This is a personal finance, and related, blog. So, naturally, it includes advice based on my own circumstances and experiences. I’m not real comfortable giving “absolute” advice. Advice that everyone should heed all the time in all situations. Thankfully, the New York Times online sums up how I feel.
Making important decisions about how to invest your life savings seems to be getting more and more complex as the amount of information continues to grow.
Meaning, your life’s savings isn’t worth throwing to just any old snake oil salesman. And the ease with which anyone can publish, whether truth, half-truths, or somewhere in between, is getting mind numbingly easier.

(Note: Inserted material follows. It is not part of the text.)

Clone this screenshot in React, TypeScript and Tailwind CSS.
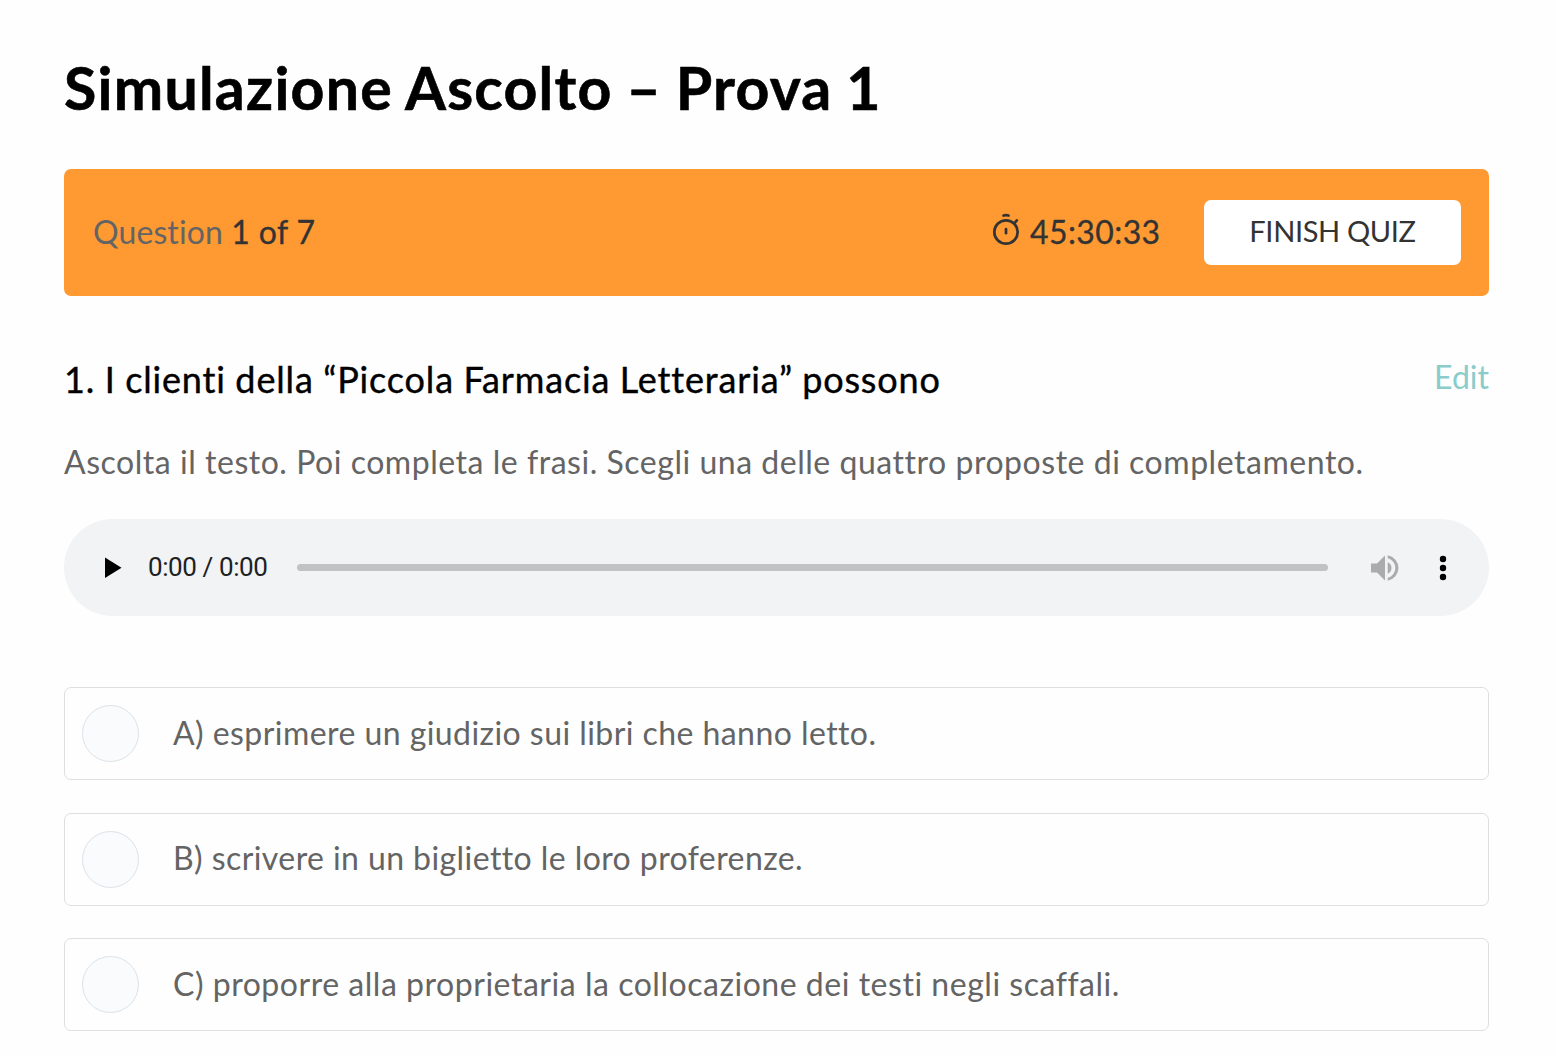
import React, { useState } from 'react';

const answers = [
    { text: 'A) esprimere un giudizio sui libri che hanno letto.', tracking: 'tracking-[0.44px]' },
    { text: 'B) scrivere in un biglietto le loro proferenze.', tracking: 'tracking-[0.42px]' },
    { text: 'C) proporre alla proprietaria la collocazione dei testi negli scaffali.', tracking: 'tracking-[0.53px]' },
];

const StopwatchIcon = () => (
    <svg width="28" height="34" viewBox="0 0 28 34" fill="none" stroke="currentColor" strokeWidth="2.7" strokeLinecap="round">
        <circle cx="14" cy="20" r="11.7" />
        <path d="M14 17.2v4" />
        <path d="M22.6 11l2.2-2.6" />
        <path d="M11.5 3.6c1.4-.5 3.6-.5 5 0" />
    </svg>
);

const AudioPlayer = () => (
    <div className="mt-[34px] flex h-[97px] items-center rounded-full bg-[#f1f3f4] pr-[42px] pl-[41px]">
        <button aria-label="play">
            <svg className="block" width="17" height="22" viewBox="0 0 17 22"><path d="M0 .5l16.5 10.2L0 21z" /></svg>
        </button>
        <span className="mt-[-2px] ml-[26px] w-[120px] font-['Roboto',sans-serif] text-[26px] leading-8 tracking-[-0.4px] whitespace-nowrap text-[#202124]">0:00 / 0:00</span>
        <div className="ml-[29px] h-[7px] flex-1 rounded-full bg-[#c1c2c3]" />
        <button className="ml-[43px]" aria-label="mute">
            <svg className="block" width="28" height="28" viewBox="0 0 28 28" fill="#aaabac">
                <path d="M0 9.5h6l8-8v25l-8-8H0z" />
                <path d="M16.7 8.3a6.2 6.2 0 0 1 0 11.4z" />
                <path d="M16.7 1.2a13 13 0 0 1 0 25.6v-3a10.1 10.1 0 0 0 0-19.6z" />
            </svg>
        </button>
        <button className="ml-[40px]" aria-label="more">
            <svg className="block" width="8" height="26" viewBox="0 0 8 26">
                <circle cx="4" cy="4" r="3.2" />
                <circle cx="4" cy="13" r="3.2" />
                <circle cx="4" cy="22" r="3.2" />
            </svg>
        </button>
    </div>
);

export default function App() {
    const [selected, setSelected] = useState<number | null>(null);

    return (
        <div className="h-[1056px] overflow-hidden bg-[#fefefe] pr-[67px] pl-16 font-['Lato',sans-serif] text-[#646464]">
            <h1 className="pt-12 text-[59px] leading-20 font-bold tracking-[1.25px] [word-spacing:-1.75px] whitespace-nowrap text-black [-webkit-text-stroke:0.6px]">Simulazione Ascolto – Prova 1</h1>

            <div className="mt-[41px] flex h-[127px] items-center justify-between rounded-[7px] bg-[#ff9a33] pr-7 pl-[29px]">
                <div className="pb-0.5 text-[32px] leading-10 tracking-[0.1px] whitespace-nowrap">
                    <span>Question</span> <span className="tracking-[0.4px] text-[#333] [-webkit-text-stroke:0.3px]">1 of 7</span>
                </div>
                <div className="flex items-center text-[#333]">
                    <div className="pb-2">
                        <StopwatchIcon />
                    </div>
                    <span className="ml-[10px] w-[131px] pb-0.5 text-[32px] leading-10 tracking-[0.4px] whitespace-nowrap [-webkit-text-stroke:0.3px]">45:30:33</span>
                    <button className="ml-[43px] h-[65px] w-[257px] rounded-[7px] bg-white pb-[3px] text-[29px] leading-10 tracking-[-0.35px] whitespace-nowrap">FINISH QUIZ</button>
                </div>
            </div>

            <div className="mt-[58px] flex h-[50px] items-center justify-between">
                <h3 className="text-[36px] leading-[50px] tracking-[0.85px] [word-spacing:-0.5px] whitespace-nowrap text-black [-webkit-text-stroke:0.4px]">1. I clienti della “Piccola Farmacia Letteraria” possono</h3>
                <a className="pb-1 text-[32px] leading-10 text-[#8acbcb]">Edit</a>
            </div>

            <p className="mt-[34px] text-[32px] leading-[47px] tracking-[0.53px] whitespace-nowrap">Ascolta il testo. Poi completa le frasi. Scegli una delle quattro proposte di completamento.</p>

            <AudioPlayer />

            <ul className="mt-[71px] flex flex-col gap-[32.5px]">
                {answers.map((answer, i) => (
                    <li
                        key={answer.text}
                        onClick={() => setSelected(i)}
                        className="flex h-[93px] items-center rounded-[7px] border border-[#dcdfe1] pl-[17px]"
                    >
                        <span className={`size-[57px] rounded-full border border-[#dbe3e8] ${selected === i ? 'bg-[#8acbcb]' : 'bg-[#f9fbfd]'}`} />
                        <span className={`ml-[34px] pb-[1.2px] text-[32px] leading-10 whitespace-nowrap ${answer.tracking}`}>{answer.text}</span>
                    </li>
                ))}
            </ul>
        </div>
    );
}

The financial press, personal finance bloggers and best-selling authors are all sources of information. But don’t confuse information with the real work of figuring out how it applies to your very unique situation. I know many of the best personal finance bloggers. As good as many of them are at providing a filter for information, and even providing general rules of thumb, you are the only one who can figure out how it applies to your life.
The reason is simple: planning for your financial future is personal. It has to be. A good plan will be unique to your situation, and what is right for your situation may be a disaster for your neighbor. So read as much as you want, but then make sure you spend the time to figure out how it applies to you before you make important decisions about your life savings.
Pick up any personal finance magazine at your local bookstore. They are filled with strategies, how-to’s, and other one-size-fits-all features. I find most glaringly not applicable to my circumstances at all. And, as with any media outlet, take with a large grain of salt.